One sure way to kill a joke is to explain it. I hate to kill this great and clever joke on statistical significance, but here it goes. May be you want to just read the joke, love it, treasure it and move on without reading rest of the article.
First the good things.
The “scientists” start with hypotheses external to the data source, collect data and test for statistical significance. They likely used 1-tailed t-test and ran a between groups experiment.
One group was control group that did not eat the jelly beans. Other group was the treatment group that was treated with jelly beans.
The null hypothesis H0 is, “ Any observed difference between the number of occurrences of acne between the two groups is just due to coincidence”.
The alternative hypothesis H1 is, “The differences are statistically significant. The jelly beans made a difference”.
They use p value of 0.05 (95% confidence). p-value of 0.05 means there is only 5% probability the observed result can be entirely due to chance. If the computed p-value is less than 0.05 (p<0.05), they reject H0 and accept H1. If the computed p-value is greater than 0.05 (p>0.05) H0 cannot be rejected, it is all random.
They run a total of 21 experiments.
The first is the aggregate. They likely used a large jar of mixed color jelly beans and ran the test and found no compelling evidence to overthrow the null hypothesis that it was just coincidence.
Then they run 20 more experiments, one for each color. They find that in 19 of the experiments (with 19 different colors) they cannot rule out coincidence. But in one experiment using green jelly beans they find p less than 0.05. They reject H0 and accept H1 that green jelly beans made a difference in the number of occurrences of acne.
In 20 out of 21 experiments (95.23%), the results were not significant to toss out coincidence as the reason. In 1 out of 21 experiments (4.77% ) it was and hence green was linked to acne.
In other words, there was 95.23% probability (p=0.9523) that any observed link between jelly bean and acne is just random.
However the media reports, “Green jelly beans linked to acne at 95% confidence level”, because that experiment found p<0.05.
Green color is the spurious variable. The fact that the Green experiment had p<0.05 could easily be because this experiment run happened to have high concentration of random flukes in it.
The very definition of statistical significance testing using random sampling is just that.
If we have not seen the first experiment or the 19 other experiments that had p>0.05, we would be tempted to accept the link between green jelly beans and acne. Since we saw all the negative results, we know better.
In reality, we don’t see most if not all of the negative findings. Only the positive results get written up – be it the results of an A/B test that magically increased conversion or scientific research.
After all it is not interesting to read how changing just one word did not have a effect on conversion rates. Such negative findings deserve their place in the round filing cabinet.

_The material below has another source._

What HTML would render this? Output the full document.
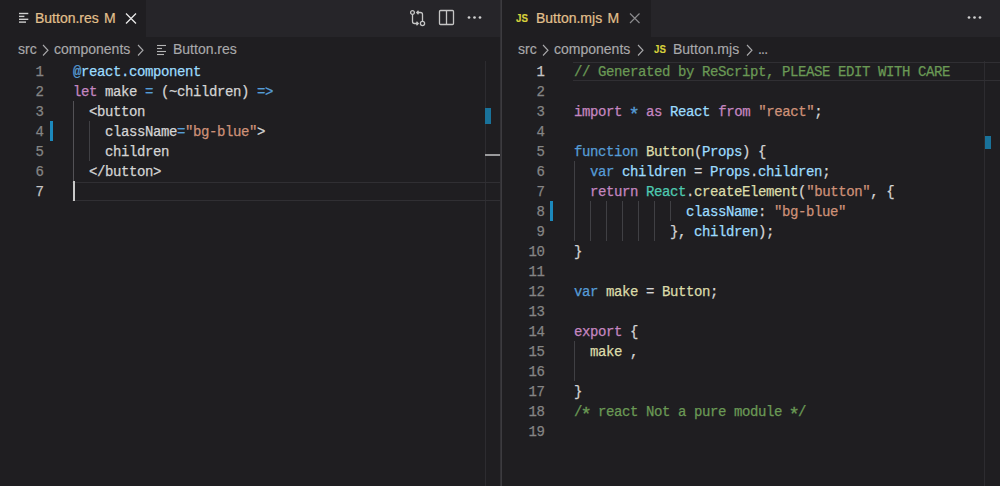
<!DOCTYPE html>
<html><head><meta charset="utf-8">
<style>
*{margin:0;padding:0;box-sizing:border-box}
html,body{width:1000px;height:486px;overflow:hidden;background:#1f1e21}
body{position:relative;font-family:"Liberation Sans",sans-serif}
.pane{position:absolute;top:0;height:486px;background:#1f1e21;overflow:hidden}
#L{left:0;width:500px}
#R{left:501px;width:499px}
#div{position:absolute;left:500px;top:0;width:2px;height:486px;background:#323135;z-index:5}
#div:after{content:"";position:absolute;left:0.5px;top:0;width:1px;height:486px;background:#3c3b3f}
.tabs{position:absolute;left:0;top:0;width:100%;height:37px;background:#262529}
.tab{position:absolute;left:0;top:0;height:37px;background:#1f1e21;color:#e2c08d;font-size:14px;white-space:nowrap}
.tab span{position:absolute;-webkit-text-stroke:0.2px currentColor;top:10px;line-height:17px}
.crumbs{position:absolute;left:0;top:36px;width:100%;height:25px;color:#a9a9ab;font-size:14px;white-space:nowrap}
.crumbs span{position:absolute;-webkit-text-stroke:0.15px currentColor;top:5px;line-height:17px}
.ed{position:absolute;left:0;top:61px;width:100%;height:425px}
.ln{position:absolute;left:0;width:43.5px;-webkit-text-stroke:0.25px currentColor;text-align:right;color:#858585;font-family:"Liberation Mono",monospace;font-size:14px;letter-spacing:-0.4px;line-height:20px;height:20px}
.code{position:absolute;white-space:pre;-webkit-text-stroke:0.25px currentColor;font-family:"Liberation Mono",monospace;font-size:14px;letter-spacing:-0.4px;line-height:20px;height:20px;color:#d4d4d4}
.k{color:#c586c0}.b{color:#569cd6}.lb{color:#9cdcfe}.y{color:#dcdcaa}.s{color:#ce9178}.c{color:#6a9955}.t{color:#4ec9b0}
.ast{display:inline-block;transform:translateY(2.5px) scale(1.35)}
.guide{position:absolute;width:1px;background:#404044}
.gb{position:absolute;width:3px;background:#1c89bd}
.curline{position:absolute;height:19px;border-top:1px solid #302f33;border-bottom:1px solid #302f33}
.cursor{position:absolute;width:2px;height:20px;background:#c8c8c8}
.ruler{position:absolute;top:61px;width:16px;height:425px;border-left:1px solid #2d2c30}
</style></head><body>
<div id="L" class="pane">
  <div class="tabs">
    <div class="tab" style="width:146px">
      <svg style="position:absolute;left:19px;top:12px" width="10" height="12" viewBox="0 0 10 12"><g stroke="#cfcfcf" stroke-width="1.4"><line x1="0" y1="1.5" x2="9.3" y2="1.5"/><line x1="0" y1="4.4" x2="5.4" y2="4.4"/><line x1="0" y1="7.3" x2="9.3" y2="7.3"/><line x1="0" y1="10.1" x2="7" y2="10.1"/></g></svg>
      <span style="left:35px">Button.res</span>
      <span style="left:104px">M</span>
      <svg style="position:absolute;left:125px;top:13px" width="12" height="11" viewBox="0 0 12 11"><path d="M1 0.5L11 10.5M11 0.5L1 10.5" stroke="#e8e8e8" stroke-width="1.3"/></svg>
    </div>
    <svg style="position:absolute;left:408px;top:8px" width="20" height="20" viewBox="0 0 20 20" fill="none" stroke="#c5c5c5" stroke-width="1.3">
      <circle cx="4.5" cy="4.5" r="1.9"/><circle cx="14.5" cy="15.5" r="2.1"/>
      <path d="M4.5 6.3V13.5Q4.5 15.5 6.5 15.5H10M8.5 13.8L10.2 15.5L8.5 17.2"/>
      <path d="M14.5 13.5V6.5Q14.5 4.5 12.5 4.5H9M10.5 2.8L8.8 4.5L10.5 6.2"/>
    </svg>
    <svg style="position:absolute;left:438px;top:9px" width="17" height="17" viewBox="0 0 17 17" fill="none" stroke="#c5c5c5" stroke-width="1.3">
      <rect x="1.5" y="1.5" width="14" height="14" rx="1"/><line x1="8.5" y1="1.5" x2="8.5" y2="15.5"/>
    </svg>
    <svg style="position:absolute;left:466px;top:15px" width="17" height="5" viewBox="0 0 17 5" fill="#d0d0d0"><circle cx="3" cy="2.5" r="1.35"/><circle cx="8.5" cy="2.5" r="1.35"/><circle cx="14" cy="2.5" r="1.35"/></svg>
  </div>
  <div class="crumbs">
    <span style="left:18px">src</span>
    <svg style="position:absolute;left:42px;top:7.5px" width="8" height="13" viewBox="0 0 8 13"><path d="M1 1L6 6.25L1 11.5" fill="none" stroke="#a9a9ab" stroke-width="1.1"/></svg>
    <span style="left:54px">components</span>
    <svg style="position:absolute;left:137px;top:7.5px" width="8" height="13" viewBox="0 0 8 13"><path d="M1 1L6 6.25L1 11.5" fill="none" stroke="#a9a9ab" stroke-width="1.1"/></svg>
    <svg style="position:absolute;left:157px;top:8px" width="10" height="12" viewBox="0 0 10 12"><g stroke="#b5b5b5" stroke-width="1.1"><line x1="0" y1="1.5" x2="9" y2="1.5"/><line x1="0" y1="4.5" x2="5" y2="4.5"/><line x1="0" y1="7.5" x2="9" y2="7.5"/><line x1="0" y1="10.5" x2="7" y2="10.5"/></g></svg>
    <span style="left:173px">Button.res</span>
  </div>
  <div class="ruler" style="left:485px"></div>
  <div style="position:absolute;left:485px;top:108px;width:6px;height:16px;background:#19729a"></div>
  <div style="position:absolute;left:485px;top:154px;width:15px;height:2px;background:#9a9a9c"></div>
  <div class="ed">
<div class="curline" style="top:121px;left:72px;width:428px"></div>
<div class="guide" style="left:73px;top:40px;height:80px;background:#535256"></div>
<div class="guide" style="left:89px;top:60px;height:40px"></div>
<div class="gb" style="left:50px;top:60px;height:20px"></div>
<div class="cursor" style="left:73px;top:120px"></div>
<div class="ln" style="top:1px;color:#858585">1</div>
<div class="code" style="top:1px;left:73px"><span class="b">@</span><span class="lb">react.component</span></div>
<div class="ln" style="top:21px;color:#858585">2</div>
<div class="code" style="top:21px;left:73px"><span class="k">let</span> make <span class="b">=</span> (~children) <span class="b">=&gt;</span></div>
<div class="ln" style="top:41px;color:#858585">3</div>
<div class="code" style="top:41px;left:73px">  &lt;button</div>
<div class="ln" style="top:61px;color:#858585">4</div>
<div class="code" style="top:61px;left:73px">    className<span class="b">=</span><span class="s">"bg-blue"</span>&gt;</div>
<div class="ln" style="top:81px;color:#858585">5</div>
<div class="code" style="top:81px;left:73px">    children</div>
<div class="ln" style="top:101px;color:#858585">6</div>
<div class="code" style="top:101px;left:73px">  &lt;/button&gt;</div>
<div class="ln" style="top:121px;color:#c6c6c6">7</div>
</div>
</div>
<div id="div"></div>
<div id="R" class="pane">
  <div class="tabs">
    <div class="tab" style="width:150px">
      <span style="left:15px;font-size:11px;font-weight:bold;color:#d8d23c;top:10px;transform:scaleX(0.88);transform-origin:left">JS</span>
      <span style="left:35px">Button.mjs</span>
      <span style="left:106.5px">M</span>
      <svg style="position:absolute;left:128px;top:13px" width="11" height="11" viewBox="0 0 11 11"><path d="M1 0.5L10.5 10M10.5 0.5L1 10" stroke="#8a8a8c" stroke-width="1.2"/></svg>
    </div>
    <svg style="position:absolute;left:465px;top:15px" width="17" height="5" viewBox="0 0 17 5" fill="#d0d0d0"><circle cx="3" cy="2.5" r="1.35"/><circle cx="8.5" cy="2.5" r="1.35"/><circle cx="14" cy="2.5" r="1.35"/></svg>
  </div>
  <div class="crumbs">
    <span style="left:17px">src</span>
    <svg style="position:absolute;left:41px;top:7.5px" width="8" height="13" viewBox="0 0 8 13"><path d="M1 1L6 6.25L1 11.5" fill="none" stroke="#a9a9ab" stroke-width="1.1"/></svg>
    <span style="left:53px">components</span>
    <svg style="position:absolute;left:136px;top:7.5px" width="8" height="13" viewBox="0 0 8 13"><path d="M1 1L6 6.25L1 11.5" fill="none" stroke="#a9a9ab" stroke-width="1.1"/></svg>
    <span style="left:153px;font-size:11px;font-weight:bold;color:#d8d23c;top:5px;transform:scaleX(0.88);transform-origin:left">JS</span>
    <span style="left:172px">Button.mjs</span>
    <svg style="position:absolute;left:245px;top:7.5px" width="8" height="13" viewBox="0 0 8 13"><path d="M1 1L6 6.25L1 11.5" fill="none" stroke="#a9a9ab" stroke-width="1.1"/></svg>
    <span style="left:257px;letter-spacing:-0.8px">...</span>
  </div>
  <div class="ruler" style="left:483px"></div>
  <div style="position:absolute;left:484px;top:136px;width:6px;height:13px;background:#19729a"></div>
  <div class="ed">
<div class="curline" style="top:1px;left:72px;width:427px"></div>
<div class="guide" style="left:73px;top:100px;height:80px"></div>
<div class="guide" style="left:89px;top:140px;height:40px"></div>
<div class="guide" style="left:105px;top:140px;height:40px"></div>
<div class="guide" style="left:121px;top:140px;height:40px"></div>
<div class="guide" style="left:137px;top:140px;height:40px"></div>
<div class="guide" style="left:153px;top:140px;height:40px"></div>
<div class="guide" style="left:169px;top:140px;height:20px"></div>
<div class="guide" style="left:73px;top:280px;height:40px"></div>
<div class="gb" style="left:49px;top:140px;height:20px"></div>
<div class="ln" style="top:1px;color:#c6c6c6">1</div>
<div class="code" style="top:1px;left:73px"><span class="c">// Generated by ReScript, PLEASE EDIT WITH CARE</span></div>
<div class="ln" style="top:21px;color:#858585">2</div>
<div class="ln" style="top:41px;color:#858585">3</div>
<div class="code" style="top:41px;left:73px"><span class="k">import</span> <span class="b ast">*</span> <span class="k">as</span> <span class="lb">React</span> <span class="k">from</span> <span class="s">"react"</span>;</div>
<div class="ln" style="top:61px;color:#858585">4</div>
<div class="ln" style="top:81px;color:#858585">5</div>
<div class="code" style="top:81px;left:73px"><span class="b">function</span> <span class="y">Button</span>(<span class="lb">Props</span>) {</div>
<div class="ln" style="top:101px;color:#858585">6</div>
<div class="code" style="top:101px;left:73px">  <span class="b">var</span> <span class="lb">children</span> = <span class="lb">Props</span>.<span class="lb">children</span>;</div>
<div class="ln" style="top:121px;color:#858585">7</div>
<div class="code" style="top:121px;left:73px">  <span class="k">return</span> <span class="t">React</span>.<span class="y">createElement</span>(<span class="s">"button"</span>, {</div>
<div class="ln" style="top:141px;color:#858585">8</div>
<div class="code" style="top:141px;left:73px">              <span class="lb">className</span>: <span class="s">"bg-blue"</span></div>
<div class="ln" style="top:161px;color:#858585">9</div>
<div class="code" style="top:161px;left:73px">            }, <span class="lb">children</span>);</div>
<div class="ln" style="top:181px;color:#858585">10</div>
<div class="code" style="top:181px;left:73px">}</div>
<div class="ln" style="top:201px;color:#858585">11</div>
<div class="ln" style="top:221px;color:#858585">12</div>
<div class="code" style="top:221px;left:73px"><span class="b">var</span> <span class="y">make</span> = <span class="y">Button</span>;</div>
<div class="ln" style="top:241px;color:#858585">13</div>
<div class="ln" style="top:261px;color:#858585">14</div>
<div class="code" style="top:261px;left:73px"><span class="k">export</span> {</div>
<div class="ln" style="top:281px;color:#858585">15</div>
<div class="code" style="top:281px;left:73px">  <span class="y">make</span> ,</div>
<div class="ln" style="top:301px;color:#858585">16</div>
<div class="ln" style="top:321px;color:#858585">17</div>
<div class="code" style="top:321px;left:73px">}</div>
<div class="ln" style="top:341px;color:#858585">18</div>
<div class="code" style="top:341px;left:73px"><span class="c">/<span class="ast">*</span> react Not a pure module <span class="ast">*</span>/</span></div>
<div class="ln" style="top:361px;color:#858585">19</div>
</div>
</div>
</body></html>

By rejecting all negative findings and choosing only postive findings, the experimenters violate the rule of random sampling and highlight the high concentration of random flukes as breakthrough.
The next step in this slippery slope of pseudo statistical testing is Data Dredging. Here one skips the need for initial hypotheses and simply launches into data for finding “interesting correlations”.
Data Dredging is slicing up data in every possible dimension to find something – anything.
For example, “Eating Green jelly beans with left hand while standing up on Tuesdays” causes acne.
If you find this claim is so ridiculous that you will not fall for it, consider all the articles you have seen about the best days to run email marketing and best days to tweet OR How to do marketing like certain brands.
Can you spot the fact that these are based on Data Dredging?
(See here for great article on Data Dredging).
In this age of instant publication, easy experimentation, Big Data and social media echo chamber, how can you spot and stay clear of Random Flukes reported as scientific research?
You can start with this framework:
- What are the initial hypotheses before collecting data? If there is none, thanks but no thanks. (Data Dredging)
- How are these hypotheses arrived at? If these were derived from the very data they are tested with, keep moving. A great example of this is the class of books, “7 Habits of …”
- See a study from extremely large samples? Many of the random flukes that do not show up in small samples do get magnified in large samples. It is just due to the mathematical artifact. Again, thanks but no thanks.
- Very narrow finding? It is the Green jelly bean again ask about other dimensions.
Or you can just plain ignore all these nonsensical findings camouflaged in analytics.